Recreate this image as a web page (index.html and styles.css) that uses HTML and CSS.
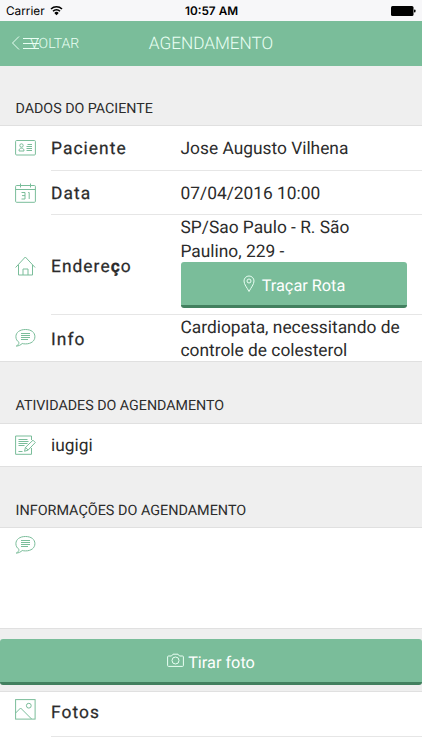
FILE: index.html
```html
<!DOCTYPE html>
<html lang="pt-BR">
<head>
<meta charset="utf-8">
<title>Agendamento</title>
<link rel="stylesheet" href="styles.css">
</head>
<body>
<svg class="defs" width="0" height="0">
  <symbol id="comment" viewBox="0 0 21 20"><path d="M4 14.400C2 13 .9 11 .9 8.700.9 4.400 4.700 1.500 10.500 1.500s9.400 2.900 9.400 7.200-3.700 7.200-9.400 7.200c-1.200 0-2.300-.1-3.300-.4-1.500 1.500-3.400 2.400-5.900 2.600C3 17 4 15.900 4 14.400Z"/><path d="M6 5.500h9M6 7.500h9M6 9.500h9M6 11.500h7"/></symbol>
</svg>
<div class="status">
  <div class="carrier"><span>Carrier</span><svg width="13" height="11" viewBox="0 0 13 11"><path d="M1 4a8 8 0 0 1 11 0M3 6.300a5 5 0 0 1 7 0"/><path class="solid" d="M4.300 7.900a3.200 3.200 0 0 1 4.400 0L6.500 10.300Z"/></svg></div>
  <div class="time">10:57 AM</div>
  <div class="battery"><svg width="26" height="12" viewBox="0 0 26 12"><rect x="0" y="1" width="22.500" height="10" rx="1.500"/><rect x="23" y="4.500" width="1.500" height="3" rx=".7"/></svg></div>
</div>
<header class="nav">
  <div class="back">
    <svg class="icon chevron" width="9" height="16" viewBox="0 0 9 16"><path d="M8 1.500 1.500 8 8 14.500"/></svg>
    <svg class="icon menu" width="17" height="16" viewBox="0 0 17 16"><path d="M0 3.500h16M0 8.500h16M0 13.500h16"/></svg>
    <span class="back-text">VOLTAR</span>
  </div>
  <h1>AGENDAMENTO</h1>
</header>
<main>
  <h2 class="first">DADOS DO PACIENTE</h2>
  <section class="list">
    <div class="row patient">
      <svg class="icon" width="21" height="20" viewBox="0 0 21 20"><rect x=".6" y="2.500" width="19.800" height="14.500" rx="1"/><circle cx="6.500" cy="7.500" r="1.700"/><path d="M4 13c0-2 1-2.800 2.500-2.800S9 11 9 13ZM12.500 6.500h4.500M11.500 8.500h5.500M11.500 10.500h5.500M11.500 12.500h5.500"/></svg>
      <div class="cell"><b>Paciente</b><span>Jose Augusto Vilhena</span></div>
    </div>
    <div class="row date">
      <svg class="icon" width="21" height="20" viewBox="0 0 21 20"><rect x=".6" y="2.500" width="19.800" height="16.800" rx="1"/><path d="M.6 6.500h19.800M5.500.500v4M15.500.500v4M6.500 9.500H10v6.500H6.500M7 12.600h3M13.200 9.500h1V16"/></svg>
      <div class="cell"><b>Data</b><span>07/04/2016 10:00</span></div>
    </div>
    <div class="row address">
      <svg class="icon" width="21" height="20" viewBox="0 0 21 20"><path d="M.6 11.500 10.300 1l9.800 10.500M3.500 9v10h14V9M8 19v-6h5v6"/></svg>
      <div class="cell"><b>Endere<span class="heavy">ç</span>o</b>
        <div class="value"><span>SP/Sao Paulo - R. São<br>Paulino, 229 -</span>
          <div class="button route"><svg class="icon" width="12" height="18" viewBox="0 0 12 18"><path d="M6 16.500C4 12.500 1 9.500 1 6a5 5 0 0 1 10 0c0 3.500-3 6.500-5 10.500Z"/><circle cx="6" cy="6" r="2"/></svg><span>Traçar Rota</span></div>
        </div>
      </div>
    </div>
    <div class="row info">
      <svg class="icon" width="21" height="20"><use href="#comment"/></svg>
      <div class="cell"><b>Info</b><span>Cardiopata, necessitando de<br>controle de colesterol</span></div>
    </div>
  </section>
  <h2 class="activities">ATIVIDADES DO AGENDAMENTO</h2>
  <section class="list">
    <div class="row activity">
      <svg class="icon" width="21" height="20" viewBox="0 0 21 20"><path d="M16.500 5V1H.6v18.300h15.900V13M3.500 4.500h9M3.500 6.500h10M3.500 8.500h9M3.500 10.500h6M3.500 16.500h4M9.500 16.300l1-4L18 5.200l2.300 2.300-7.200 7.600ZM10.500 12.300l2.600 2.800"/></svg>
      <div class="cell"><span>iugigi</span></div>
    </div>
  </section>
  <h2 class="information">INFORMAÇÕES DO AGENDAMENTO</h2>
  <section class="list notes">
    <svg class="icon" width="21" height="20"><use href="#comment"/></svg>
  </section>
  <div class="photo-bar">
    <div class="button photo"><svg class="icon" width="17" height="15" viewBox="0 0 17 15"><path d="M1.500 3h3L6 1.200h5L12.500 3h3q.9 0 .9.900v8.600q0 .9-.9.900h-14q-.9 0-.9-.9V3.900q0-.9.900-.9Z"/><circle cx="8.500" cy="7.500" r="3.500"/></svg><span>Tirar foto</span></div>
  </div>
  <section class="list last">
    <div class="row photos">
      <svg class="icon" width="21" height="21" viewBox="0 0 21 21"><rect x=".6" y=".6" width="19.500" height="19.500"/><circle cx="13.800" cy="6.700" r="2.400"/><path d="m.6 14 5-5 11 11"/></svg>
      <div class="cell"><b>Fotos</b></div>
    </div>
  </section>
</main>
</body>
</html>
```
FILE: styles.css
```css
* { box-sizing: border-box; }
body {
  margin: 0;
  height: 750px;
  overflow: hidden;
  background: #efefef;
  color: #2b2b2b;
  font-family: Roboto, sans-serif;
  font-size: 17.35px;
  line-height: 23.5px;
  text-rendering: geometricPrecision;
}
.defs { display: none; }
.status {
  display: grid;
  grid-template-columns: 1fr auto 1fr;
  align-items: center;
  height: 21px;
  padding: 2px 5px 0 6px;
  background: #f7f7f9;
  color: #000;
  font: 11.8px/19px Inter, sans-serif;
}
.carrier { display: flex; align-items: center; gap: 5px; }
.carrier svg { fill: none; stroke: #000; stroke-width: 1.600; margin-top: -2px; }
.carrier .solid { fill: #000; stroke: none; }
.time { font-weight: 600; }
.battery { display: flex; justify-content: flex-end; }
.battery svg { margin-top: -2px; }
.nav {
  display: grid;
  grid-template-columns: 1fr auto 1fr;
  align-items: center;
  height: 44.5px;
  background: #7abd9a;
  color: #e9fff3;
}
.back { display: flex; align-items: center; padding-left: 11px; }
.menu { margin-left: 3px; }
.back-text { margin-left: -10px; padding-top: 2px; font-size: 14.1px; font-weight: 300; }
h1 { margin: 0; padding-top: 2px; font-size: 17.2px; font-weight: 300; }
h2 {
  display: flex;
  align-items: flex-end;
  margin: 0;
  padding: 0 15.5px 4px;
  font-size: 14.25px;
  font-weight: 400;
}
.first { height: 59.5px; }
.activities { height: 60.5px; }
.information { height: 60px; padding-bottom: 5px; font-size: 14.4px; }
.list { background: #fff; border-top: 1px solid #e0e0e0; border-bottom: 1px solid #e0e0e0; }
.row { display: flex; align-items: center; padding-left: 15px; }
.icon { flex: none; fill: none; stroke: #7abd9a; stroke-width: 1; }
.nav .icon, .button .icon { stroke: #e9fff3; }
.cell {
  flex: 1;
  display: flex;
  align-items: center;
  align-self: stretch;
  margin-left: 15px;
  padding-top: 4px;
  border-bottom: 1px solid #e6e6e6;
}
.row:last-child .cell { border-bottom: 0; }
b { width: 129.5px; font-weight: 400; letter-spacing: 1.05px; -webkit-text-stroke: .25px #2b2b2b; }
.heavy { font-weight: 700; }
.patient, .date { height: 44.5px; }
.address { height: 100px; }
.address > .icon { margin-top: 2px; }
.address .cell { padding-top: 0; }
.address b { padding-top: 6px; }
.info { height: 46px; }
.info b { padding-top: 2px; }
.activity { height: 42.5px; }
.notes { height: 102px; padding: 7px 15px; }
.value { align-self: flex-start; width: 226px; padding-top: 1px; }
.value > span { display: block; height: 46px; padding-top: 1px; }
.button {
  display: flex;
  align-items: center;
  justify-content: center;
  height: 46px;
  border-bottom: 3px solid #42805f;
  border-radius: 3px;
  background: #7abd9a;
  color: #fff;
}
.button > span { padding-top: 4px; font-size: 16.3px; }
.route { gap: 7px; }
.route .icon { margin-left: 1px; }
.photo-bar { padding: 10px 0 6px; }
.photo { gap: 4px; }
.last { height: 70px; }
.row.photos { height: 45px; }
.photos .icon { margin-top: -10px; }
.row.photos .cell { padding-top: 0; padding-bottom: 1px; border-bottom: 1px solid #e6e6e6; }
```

....................

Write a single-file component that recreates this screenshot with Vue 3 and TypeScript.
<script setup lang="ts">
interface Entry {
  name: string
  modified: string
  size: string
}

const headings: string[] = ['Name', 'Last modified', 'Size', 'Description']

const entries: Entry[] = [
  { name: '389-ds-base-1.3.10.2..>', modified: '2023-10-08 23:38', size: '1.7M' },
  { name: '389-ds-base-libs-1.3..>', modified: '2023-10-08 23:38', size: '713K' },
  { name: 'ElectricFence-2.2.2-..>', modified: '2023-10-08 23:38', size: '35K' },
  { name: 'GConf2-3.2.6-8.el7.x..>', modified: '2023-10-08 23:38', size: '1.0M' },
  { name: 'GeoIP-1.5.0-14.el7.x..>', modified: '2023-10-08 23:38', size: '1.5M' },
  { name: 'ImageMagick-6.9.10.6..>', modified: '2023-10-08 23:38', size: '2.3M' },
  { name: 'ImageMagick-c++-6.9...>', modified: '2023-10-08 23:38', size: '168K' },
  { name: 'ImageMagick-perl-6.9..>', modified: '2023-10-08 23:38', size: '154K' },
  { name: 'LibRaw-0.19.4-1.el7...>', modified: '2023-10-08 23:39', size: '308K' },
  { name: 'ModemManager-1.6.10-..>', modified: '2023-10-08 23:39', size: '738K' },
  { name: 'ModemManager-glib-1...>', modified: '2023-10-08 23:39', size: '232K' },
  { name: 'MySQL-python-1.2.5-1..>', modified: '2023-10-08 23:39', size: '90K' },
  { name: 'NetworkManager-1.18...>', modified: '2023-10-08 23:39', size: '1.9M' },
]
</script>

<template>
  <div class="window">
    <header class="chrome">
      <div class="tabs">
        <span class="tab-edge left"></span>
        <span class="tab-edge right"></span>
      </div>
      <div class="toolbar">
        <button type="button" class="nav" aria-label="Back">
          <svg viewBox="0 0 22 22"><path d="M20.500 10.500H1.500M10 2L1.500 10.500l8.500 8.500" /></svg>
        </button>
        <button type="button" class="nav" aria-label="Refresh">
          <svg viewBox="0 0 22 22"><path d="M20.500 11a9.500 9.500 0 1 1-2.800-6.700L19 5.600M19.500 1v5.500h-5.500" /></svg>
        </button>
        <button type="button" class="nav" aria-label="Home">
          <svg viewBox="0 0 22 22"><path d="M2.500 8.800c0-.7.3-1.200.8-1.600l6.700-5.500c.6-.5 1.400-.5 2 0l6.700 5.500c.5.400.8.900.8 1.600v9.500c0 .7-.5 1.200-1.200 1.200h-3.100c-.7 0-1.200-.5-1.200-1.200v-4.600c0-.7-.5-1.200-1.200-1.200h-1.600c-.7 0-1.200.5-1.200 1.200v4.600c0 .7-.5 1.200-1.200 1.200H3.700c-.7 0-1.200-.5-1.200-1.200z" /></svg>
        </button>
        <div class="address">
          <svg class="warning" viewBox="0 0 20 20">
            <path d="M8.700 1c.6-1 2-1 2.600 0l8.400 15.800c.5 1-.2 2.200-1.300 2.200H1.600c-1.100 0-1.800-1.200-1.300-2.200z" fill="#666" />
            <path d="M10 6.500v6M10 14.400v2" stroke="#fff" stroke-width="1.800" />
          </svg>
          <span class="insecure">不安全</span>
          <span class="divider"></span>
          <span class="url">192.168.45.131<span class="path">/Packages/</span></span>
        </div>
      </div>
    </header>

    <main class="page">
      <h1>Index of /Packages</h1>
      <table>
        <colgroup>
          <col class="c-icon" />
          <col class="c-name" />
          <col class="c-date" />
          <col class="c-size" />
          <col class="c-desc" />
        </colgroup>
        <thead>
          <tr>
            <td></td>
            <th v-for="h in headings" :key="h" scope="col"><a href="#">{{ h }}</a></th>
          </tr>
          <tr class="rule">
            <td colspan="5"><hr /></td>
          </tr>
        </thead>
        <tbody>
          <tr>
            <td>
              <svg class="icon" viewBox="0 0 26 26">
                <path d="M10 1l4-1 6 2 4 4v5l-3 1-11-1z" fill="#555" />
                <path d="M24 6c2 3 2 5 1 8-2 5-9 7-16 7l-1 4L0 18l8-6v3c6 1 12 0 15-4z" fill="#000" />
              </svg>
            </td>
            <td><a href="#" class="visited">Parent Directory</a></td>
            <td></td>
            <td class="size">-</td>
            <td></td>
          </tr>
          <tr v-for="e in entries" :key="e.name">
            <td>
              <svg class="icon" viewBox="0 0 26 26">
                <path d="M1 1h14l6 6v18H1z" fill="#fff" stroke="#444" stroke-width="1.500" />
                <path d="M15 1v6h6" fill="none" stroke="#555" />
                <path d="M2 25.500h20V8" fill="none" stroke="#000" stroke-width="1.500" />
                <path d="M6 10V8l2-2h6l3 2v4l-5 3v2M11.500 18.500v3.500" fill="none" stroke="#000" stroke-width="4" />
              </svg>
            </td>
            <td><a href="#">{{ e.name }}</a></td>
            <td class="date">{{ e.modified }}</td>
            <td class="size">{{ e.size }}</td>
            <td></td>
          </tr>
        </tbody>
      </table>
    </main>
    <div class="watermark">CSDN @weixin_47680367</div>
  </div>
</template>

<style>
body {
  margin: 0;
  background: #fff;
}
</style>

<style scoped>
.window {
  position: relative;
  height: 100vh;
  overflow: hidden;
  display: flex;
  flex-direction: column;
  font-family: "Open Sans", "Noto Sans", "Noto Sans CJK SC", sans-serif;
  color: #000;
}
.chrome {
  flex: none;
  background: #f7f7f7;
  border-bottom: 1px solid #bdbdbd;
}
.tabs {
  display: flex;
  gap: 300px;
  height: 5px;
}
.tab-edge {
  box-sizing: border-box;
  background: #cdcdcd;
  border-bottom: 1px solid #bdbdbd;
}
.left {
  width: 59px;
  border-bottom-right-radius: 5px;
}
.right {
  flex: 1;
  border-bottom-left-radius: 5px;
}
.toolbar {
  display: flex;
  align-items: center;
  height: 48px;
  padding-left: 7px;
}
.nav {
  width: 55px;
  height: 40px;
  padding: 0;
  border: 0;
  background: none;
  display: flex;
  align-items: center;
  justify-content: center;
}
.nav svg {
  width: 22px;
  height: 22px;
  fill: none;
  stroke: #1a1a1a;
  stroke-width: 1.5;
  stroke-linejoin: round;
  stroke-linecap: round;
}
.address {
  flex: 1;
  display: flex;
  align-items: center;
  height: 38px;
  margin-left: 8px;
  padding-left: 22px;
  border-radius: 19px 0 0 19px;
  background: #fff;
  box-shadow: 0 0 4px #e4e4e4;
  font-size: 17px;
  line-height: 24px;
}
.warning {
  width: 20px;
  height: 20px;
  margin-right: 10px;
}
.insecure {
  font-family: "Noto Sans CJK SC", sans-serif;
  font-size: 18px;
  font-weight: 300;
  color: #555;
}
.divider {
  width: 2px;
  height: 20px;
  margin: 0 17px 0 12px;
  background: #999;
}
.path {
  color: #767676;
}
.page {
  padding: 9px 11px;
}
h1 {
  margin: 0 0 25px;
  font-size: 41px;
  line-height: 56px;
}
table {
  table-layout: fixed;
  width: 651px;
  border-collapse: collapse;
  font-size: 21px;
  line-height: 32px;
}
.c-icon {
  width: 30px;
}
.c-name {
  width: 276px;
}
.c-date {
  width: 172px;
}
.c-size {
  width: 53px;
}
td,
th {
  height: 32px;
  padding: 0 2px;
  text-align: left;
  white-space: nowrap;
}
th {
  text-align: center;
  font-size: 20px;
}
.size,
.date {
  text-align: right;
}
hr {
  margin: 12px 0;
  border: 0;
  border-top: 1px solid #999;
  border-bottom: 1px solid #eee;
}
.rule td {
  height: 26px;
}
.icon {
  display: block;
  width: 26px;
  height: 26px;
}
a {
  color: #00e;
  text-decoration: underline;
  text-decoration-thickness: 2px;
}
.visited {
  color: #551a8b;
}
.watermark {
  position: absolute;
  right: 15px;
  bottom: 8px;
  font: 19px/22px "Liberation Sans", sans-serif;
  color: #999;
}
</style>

....................

→ WORK INSTRUCTIONS: Print exactly the lines above from the one with "Write a single-file" to the one with "const headings: string[]", including both.

→ RESULT OF THIS EXERCISE:
Write a single-file component that recreates this screenshot with Vue 3 and TypeScript.
<script setup lang="ts">
interface Entry {
  name: string
  modified: string
  size: string
}

const headings: string[] = ['Name', 'Last modified', 'Size', 'Description']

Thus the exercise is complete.